A packet decoder corresponding to the third format C discriminates that
the four-bit test signal (first primary signal) RP1 entered from the data
input/output terminals DQ0 to DQ3 is set to "OTHR" (refer to the
following), receives the four-bit test signal (second primary signal) RP2
entered in the second cycle as information of a designated register,
discriminates that a four-bit test signal (first secondary signal) RS1
entered in the third cycle is set to "REG" (register mode), receives a
four-bit test signal (second secondary signal) RS2 entered in the fourth
cycle as a command, and performs an operation on the register designated
in the second cycle.
In the case of using the test signals (packets) as the primary (first)
signals in two cycles and the secondary (latter) signals in two cycles,
the configuration of the packet decoders can be made simpler as will be
described hereinlater. In other words, by constructing the decoder in two
stages in correspondence with the two cycles, the formats B and C can be
constructed by similar circuits. The format A can be discriminated from
the format B by the combination with the chip select signal CS/. In the
format A, a command can be executed from the second cycle.

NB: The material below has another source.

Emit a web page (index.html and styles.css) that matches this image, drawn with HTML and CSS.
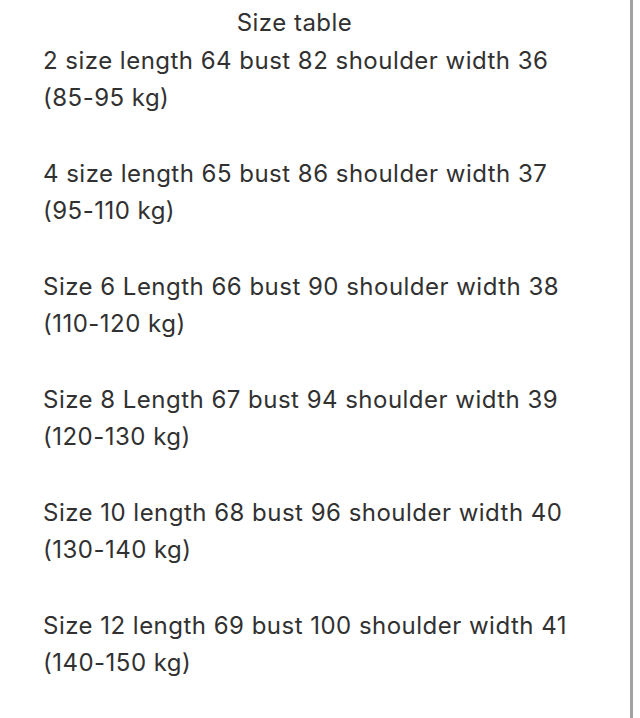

FIG. 3 is a diagram for explaining bit patterns corresponding to the format
A in FIG. 2 and their operations.
To the format A, five commands of NOP (no operation), PRE (precharge), READ
(read), WRIT (write), and ACTV (bank active) of a high use frequency in
operation commands of an SDRAM are assigned. The READ and WRIT commands
are accompanied with a column (Y) address control, and the ACTV command is
accompanied with a row (X) address control.

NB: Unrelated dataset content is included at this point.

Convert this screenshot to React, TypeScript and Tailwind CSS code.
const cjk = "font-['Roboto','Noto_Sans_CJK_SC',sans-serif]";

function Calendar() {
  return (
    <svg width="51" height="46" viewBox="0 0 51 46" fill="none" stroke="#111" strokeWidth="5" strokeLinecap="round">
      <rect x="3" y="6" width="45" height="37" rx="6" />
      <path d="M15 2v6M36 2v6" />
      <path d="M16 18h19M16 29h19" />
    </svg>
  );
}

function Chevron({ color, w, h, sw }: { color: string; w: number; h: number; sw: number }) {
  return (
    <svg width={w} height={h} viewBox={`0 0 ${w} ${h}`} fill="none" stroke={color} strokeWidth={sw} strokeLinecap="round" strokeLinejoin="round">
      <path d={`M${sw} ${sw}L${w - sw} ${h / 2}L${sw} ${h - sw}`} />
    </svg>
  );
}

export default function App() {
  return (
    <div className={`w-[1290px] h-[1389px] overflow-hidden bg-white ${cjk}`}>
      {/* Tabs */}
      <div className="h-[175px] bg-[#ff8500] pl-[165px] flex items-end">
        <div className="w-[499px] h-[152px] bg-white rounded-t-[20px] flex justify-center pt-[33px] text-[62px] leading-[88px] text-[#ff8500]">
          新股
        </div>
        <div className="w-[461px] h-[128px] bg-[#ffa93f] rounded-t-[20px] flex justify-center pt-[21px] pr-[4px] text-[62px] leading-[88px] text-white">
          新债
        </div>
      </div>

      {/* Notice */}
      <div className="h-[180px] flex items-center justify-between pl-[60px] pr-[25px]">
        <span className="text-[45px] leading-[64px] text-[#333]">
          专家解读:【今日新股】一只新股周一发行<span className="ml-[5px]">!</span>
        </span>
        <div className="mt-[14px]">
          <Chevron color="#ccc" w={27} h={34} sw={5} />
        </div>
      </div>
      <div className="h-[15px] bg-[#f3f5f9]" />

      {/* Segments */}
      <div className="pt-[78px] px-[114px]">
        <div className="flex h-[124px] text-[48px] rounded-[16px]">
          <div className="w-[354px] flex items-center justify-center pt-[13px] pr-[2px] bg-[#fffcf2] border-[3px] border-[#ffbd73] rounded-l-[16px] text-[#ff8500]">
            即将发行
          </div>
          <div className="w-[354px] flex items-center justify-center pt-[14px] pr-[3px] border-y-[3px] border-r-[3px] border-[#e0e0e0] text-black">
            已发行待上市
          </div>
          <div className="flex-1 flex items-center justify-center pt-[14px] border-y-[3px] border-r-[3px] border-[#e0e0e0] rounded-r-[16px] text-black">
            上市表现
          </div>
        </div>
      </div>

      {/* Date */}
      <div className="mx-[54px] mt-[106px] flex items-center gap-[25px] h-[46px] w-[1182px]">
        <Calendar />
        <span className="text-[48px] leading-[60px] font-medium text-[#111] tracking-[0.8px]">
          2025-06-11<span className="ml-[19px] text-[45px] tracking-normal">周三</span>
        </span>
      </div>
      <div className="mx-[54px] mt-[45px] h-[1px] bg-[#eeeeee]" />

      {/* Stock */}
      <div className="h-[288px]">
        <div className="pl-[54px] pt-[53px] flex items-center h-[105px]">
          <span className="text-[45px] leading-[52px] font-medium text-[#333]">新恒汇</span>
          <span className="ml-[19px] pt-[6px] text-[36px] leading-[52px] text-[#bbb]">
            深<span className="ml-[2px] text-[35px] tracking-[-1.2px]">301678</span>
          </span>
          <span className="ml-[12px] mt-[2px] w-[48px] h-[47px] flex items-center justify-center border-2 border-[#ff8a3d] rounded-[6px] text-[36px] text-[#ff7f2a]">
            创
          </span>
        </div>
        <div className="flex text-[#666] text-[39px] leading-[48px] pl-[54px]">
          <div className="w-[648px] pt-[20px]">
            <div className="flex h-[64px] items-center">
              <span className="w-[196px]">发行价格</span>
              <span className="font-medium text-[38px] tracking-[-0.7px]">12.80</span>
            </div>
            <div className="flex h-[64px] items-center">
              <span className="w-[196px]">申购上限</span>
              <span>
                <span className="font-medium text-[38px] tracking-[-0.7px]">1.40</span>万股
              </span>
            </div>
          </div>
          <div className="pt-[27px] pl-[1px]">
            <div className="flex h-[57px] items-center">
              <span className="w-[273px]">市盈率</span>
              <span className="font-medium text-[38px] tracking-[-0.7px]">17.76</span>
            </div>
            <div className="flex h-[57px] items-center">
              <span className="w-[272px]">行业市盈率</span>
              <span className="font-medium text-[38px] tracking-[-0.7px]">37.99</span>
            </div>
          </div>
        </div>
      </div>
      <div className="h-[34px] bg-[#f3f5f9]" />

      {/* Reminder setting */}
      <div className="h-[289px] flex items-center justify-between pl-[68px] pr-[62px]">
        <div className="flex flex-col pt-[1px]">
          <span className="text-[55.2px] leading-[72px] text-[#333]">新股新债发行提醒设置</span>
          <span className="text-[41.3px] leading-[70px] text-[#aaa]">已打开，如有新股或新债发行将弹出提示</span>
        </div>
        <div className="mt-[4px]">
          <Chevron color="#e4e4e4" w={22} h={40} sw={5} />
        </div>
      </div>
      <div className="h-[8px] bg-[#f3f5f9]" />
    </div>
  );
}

For each of the three commands READ, WRIT, and ACTV, four kinds of address
controls are performed. Specifically, in each of the commands READ and
WRIT, "0" denotes that the Y address is set to 0, "hold" denotes that the
address Y of the current cycle is held, +BL denotes that a value BL set in
the register is added to the address Y of the current cycle (Y+BL), and
-BL indicates that the value BL set in the register is subtracted from the
address Y of the current cycle. In the ACTV command as well, in a manner
similar to the above, "0" denotes that the X address is set to "0", "hold"
denotes that the address X of the current cycle is held, +XL denotes that
a value XL set in the register is added to the address X of the current
cycle (Y+BL), and -XL denotes that a value XL set in the register is
subtracted from the address X of the current cycle (X-XL).
By the command as described above, 14 bit patterns are used by the test
signal (packet) of four bits. To the remaining two bit patterns, the
above-described command "OTHR" instructing reference to the next packet
and "REG" instructing a register mode are assigned.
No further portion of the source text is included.